## START RAW RECORDS

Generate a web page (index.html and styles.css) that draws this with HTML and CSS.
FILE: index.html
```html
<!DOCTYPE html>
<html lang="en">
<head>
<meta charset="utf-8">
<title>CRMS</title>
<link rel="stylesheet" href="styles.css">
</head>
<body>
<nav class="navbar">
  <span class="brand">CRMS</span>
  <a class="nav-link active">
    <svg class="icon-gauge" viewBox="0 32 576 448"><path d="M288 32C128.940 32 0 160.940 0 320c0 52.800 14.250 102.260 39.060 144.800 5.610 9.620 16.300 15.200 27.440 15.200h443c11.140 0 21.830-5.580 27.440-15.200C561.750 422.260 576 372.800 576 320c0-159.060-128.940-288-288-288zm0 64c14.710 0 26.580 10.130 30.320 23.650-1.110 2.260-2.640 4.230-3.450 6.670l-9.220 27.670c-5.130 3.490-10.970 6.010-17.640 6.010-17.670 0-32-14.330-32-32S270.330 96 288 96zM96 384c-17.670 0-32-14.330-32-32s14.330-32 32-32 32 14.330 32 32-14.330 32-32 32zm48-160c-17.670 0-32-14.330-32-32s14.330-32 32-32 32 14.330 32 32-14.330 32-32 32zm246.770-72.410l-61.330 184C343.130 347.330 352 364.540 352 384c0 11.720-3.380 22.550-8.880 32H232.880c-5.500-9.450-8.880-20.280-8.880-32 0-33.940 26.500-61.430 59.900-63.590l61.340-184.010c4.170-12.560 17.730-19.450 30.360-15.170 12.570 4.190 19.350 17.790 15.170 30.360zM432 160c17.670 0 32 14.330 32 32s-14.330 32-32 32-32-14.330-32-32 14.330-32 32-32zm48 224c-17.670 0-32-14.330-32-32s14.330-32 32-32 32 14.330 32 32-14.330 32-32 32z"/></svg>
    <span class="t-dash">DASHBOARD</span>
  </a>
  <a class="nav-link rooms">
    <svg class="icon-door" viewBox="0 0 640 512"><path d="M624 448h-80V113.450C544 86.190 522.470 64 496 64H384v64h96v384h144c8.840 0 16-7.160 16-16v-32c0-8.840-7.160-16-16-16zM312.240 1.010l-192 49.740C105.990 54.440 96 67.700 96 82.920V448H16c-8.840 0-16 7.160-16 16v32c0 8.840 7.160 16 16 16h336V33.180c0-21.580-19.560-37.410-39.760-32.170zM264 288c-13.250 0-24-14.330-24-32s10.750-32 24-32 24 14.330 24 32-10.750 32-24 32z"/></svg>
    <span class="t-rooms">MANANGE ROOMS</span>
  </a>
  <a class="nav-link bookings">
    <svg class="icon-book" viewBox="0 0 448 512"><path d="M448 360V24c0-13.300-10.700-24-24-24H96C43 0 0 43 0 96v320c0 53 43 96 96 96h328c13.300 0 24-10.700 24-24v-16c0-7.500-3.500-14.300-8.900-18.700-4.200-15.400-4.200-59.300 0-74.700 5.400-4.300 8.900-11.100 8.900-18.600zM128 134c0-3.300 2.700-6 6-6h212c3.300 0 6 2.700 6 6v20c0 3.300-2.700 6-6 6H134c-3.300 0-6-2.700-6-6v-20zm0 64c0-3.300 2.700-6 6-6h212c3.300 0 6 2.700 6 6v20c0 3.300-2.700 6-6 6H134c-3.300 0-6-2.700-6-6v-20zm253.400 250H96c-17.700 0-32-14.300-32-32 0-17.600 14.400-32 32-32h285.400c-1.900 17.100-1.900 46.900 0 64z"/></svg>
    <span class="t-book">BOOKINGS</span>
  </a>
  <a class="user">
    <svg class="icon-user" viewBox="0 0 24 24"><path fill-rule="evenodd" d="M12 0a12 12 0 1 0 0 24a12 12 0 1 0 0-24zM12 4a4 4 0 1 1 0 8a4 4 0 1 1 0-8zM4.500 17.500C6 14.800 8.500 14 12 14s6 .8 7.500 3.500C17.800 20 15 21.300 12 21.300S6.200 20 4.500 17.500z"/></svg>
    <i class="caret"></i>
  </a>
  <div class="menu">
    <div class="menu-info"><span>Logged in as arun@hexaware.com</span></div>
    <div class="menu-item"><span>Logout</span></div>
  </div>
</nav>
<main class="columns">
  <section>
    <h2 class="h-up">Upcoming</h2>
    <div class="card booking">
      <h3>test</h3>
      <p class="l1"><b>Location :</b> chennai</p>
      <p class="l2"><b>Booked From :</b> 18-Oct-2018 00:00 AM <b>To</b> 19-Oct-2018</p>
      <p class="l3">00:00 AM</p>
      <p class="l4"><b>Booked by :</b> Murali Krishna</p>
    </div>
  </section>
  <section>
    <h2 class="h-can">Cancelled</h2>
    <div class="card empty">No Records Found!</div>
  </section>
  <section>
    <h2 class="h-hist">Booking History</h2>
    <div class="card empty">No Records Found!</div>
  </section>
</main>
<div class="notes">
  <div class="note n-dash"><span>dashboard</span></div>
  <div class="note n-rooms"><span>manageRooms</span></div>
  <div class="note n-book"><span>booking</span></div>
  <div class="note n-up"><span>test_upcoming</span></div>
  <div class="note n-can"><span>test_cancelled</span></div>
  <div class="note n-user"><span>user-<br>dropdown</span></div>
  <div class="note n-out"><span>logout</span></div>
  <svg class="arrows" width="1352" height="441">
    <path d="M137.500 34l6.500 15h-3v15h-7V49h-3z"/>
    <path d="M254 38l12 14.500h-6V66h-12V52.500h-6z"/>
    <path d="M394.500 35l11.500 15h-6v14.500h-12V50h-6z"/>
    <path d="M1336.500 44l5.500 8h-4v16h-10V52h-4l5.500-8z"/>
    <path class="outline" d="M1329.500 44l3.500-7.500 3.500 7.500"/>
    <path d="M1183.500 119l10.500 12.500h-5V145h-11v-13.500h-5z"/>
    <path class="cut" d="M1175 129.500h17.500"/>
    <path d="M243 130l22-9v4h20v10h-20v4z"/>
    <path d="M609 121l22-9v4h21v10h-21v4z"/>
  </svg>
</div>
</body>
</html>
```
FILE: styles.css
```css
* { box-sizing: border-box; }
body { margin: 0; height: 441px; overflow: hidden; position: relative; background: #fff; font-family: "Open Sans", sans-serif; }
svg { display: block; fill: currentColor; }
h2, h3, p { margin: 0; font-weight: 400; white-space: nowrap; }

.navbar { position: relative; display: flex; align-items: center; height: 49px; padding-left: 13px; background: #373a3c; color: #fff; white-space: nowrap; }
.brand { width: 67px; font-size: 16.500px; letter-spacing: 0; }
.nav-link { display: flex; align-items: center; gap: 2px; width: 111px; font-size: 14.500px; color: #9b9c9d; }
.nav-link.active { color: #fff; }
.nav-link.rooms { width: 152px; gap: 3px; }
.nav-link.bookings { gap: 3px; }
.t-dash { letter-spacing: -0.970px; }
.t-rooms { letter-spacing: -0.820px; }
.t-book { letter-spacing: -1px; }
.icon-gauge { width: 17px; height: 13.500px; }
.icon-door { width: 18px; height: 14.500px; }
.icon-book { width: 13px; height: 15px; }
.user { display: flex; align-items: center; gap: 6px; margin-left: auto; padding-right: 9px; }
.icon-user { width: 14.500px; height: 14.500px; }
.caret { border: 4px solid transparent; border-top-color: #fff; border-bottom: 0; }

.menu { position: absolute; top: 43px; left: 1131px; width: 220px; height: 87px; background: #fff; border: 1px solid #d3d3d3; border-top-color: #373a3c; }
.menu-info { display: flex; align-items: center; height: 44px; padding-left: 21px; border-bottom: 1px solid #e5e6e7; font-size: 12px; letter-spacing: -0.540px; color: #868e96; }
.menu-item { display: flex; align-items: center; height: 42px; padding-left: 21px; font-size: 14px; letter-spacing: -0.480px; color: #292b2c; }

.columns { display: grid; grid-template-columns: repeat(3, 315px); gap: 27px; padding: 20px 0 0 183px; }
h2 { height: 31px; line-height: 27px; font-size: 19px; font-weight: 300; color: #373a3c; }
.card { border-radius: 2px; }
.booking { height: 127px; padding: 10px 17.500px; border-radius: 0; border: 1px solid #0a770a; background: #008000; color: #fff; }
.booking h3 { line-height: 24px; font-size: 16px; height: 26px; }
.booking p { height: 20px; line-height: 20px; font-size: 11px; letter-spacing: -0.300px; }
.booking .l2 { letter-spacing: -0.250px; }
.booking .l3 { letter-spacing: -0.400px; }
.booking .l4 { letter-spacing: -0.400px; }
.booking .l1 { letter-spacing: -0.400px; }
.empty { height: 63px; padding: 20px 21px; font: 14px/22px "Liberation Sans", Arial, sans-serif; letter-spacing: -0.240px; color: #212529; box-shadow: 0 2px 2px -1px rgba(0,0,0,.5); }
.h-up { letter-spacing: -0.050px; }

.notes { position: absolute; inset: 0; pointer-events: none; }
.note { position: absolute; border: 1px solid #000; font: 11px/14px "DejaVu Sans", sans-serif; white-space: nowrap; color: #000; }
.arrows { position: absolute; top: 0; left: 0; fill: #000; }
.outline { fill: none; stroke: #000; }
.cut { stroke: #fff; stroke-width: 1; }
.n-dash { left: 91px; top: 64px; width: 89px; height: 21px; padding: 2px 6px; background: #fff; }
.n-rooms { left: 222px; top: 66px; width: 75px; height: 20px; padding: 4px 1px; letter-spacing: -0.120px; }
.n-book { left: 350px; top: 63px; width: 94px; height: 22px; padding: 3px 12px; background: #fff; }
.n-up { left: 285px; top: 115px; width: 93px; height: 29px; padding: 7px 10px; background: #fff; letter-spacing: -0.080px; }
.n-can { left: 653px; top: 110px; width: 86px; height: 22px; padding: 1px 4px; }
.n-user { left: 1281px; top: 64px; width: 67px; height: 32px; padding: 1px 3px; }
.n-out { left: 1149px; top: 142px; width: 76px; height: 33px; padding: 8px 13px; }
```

## END RAW RECORDS
## START RAW RECORDS

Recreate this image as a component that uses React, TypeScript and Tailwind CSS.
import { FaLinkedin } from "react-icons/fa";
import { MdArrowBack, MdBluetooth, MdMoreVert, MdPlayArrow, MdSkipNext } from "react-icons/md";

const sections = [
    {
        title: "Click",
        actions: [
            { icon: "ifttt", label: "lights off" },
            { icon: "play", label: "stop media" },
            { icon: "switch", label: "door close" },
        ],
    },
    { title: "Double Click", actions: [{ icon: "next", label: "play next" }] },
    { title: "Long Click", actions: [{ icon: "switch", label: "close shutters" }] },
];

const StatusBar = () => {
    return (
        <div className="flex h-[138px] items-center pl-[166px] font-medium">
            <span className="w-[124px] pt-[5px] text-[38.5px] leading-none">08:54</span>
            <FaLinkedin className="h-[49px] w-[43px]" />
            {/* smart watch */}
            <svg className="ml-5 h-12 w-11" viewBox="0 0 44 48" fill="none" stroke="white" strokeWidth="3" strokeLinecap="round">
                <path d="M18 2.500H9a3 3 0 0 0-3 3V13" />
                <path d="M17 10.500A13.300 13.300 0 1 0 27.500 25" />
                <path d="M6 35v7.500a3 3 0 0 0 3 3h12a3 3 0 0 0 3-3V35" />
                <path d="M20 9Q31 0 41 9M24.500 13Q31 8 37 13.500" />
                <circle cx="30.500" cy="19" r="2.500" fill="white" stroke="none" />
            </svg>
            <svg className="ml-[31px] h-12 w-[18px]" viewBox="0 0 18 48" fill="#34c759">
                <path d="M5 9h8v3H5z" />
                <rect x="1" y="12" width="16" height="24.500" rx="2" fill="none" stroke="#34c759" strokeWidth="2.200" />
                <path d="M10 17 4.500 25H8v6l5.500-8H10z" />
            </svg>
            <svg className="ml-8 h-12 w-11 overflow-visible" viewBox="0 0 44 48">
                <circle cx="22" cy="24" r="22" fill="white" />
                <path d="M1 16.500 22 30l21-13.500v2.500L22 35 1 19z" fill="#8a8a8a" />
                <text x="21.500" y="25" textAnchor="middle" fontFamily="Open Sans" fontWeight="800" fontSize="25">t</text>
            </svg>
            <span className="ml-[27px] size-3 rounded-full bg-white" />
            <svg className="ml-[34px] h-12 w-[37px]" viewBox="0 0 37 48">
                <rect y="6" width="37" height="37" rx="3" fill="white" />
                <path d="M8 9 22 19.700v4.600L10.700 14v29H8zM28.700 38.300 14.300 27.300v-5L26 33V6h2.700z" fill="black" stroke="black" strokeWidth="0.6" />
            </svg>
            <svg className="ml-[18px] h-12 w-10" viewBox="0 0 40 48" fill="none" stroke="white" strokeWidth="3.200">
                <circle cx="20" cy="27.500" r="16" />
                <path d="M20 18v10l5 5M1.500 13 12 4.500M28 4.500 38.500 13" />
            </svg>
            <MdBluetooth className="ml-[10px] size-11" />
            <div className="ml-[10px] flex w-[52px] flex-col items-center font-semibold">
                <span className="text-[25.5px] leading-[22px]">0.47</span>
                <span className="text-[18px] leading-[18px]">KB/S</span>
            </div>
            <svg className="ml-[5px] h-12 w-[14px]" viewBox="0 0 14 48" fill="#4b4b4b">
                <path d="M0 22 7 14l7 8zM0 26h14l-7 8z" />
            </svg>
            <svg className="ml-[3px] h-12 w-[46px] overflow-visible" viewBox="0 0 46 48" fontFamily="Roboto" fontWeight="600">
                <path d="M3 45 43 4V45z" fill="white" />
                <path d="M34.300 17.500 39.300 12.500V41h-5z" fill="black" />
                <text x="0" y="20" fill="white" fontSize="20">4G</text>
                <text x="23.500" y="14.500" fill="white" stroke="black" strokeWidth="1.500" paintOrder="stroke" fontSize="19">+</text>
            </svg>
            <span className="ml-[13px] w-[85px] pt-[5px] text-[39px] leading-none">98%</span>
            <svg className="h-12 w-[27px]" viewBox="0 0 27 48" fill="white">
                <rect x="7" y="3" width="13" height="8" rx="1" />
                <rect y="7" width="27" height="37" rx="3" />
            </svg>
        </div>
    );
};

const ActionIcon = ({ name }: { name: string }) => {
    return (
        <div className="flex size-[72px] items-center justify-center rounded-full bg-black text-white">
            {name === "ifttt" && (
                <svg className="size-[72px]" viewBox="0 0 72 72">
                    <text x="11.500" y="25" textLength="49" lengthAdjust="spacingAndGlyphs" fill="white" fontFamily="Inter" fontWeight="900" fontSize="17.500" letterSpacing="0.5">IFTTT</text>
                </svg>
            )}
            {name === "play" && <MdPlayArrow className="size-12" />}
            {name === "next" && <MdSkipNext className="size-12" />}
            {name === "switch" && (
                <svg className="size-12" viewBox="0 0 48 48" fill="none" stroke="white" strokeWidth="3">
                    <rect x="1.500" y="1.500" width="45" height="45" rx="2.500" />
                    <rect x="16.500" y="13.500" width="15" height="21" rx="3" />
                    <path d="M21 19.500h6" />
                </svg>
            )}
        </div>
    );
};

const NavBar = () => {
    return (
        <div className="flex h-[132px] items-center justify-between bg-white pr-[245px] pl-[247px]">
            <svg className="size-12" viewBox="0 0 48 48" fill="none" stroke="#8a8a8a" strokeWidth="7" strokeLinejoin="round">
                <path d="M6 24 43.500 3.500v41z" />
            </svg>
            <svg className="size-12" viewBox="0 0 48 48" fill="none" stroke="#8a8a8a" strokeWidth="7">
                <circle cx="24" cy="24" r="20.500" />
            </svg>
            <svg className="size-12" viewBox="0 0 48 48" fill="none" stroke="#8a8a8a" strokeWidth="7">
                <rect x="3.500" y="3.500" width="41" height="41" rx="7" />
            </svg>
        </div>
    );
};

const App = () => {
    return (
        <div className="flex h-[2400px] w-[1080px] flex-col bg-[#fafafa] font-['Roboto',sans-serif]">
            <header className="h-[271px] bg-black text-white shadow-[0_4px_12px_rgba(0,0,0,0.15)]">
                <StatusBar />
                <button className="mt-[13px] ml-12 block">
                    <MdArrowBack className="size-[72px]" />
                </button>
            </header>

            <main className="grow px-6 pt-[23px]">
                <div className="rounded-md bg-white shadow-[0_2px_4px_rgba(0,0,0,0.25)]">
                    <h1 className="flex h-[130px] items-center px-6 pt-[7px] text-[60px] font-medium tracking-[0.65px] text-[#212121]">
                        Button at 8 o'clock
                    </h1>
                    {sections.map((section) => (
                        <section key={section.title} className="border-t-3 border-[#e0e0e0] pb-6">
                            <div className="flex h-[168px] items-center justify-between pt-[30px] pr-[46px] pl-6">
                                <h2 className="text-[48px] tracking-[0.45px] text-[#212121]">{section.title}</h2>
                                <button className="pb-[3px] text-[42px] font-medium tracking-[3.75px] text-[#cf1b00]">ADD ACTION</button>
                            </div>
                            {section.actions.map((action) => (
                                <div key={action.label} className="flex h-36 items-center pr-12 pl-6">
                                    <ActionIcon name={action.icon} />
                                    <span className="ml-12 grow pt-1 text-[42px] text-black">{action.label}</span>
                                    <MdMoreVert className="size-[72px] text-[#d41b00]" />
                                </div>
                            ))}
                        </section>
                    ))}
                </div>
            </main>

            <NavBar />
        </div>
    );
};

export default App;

## END RAW RECORDS

Copy out every line in the entries above that holds "styles".

TASK RESPONSE:
Generate a web page (index.html and styles.css) that draws this with HTML and CSS.
<link rel="stylesheet" href="styles.css">
FILE: styles.css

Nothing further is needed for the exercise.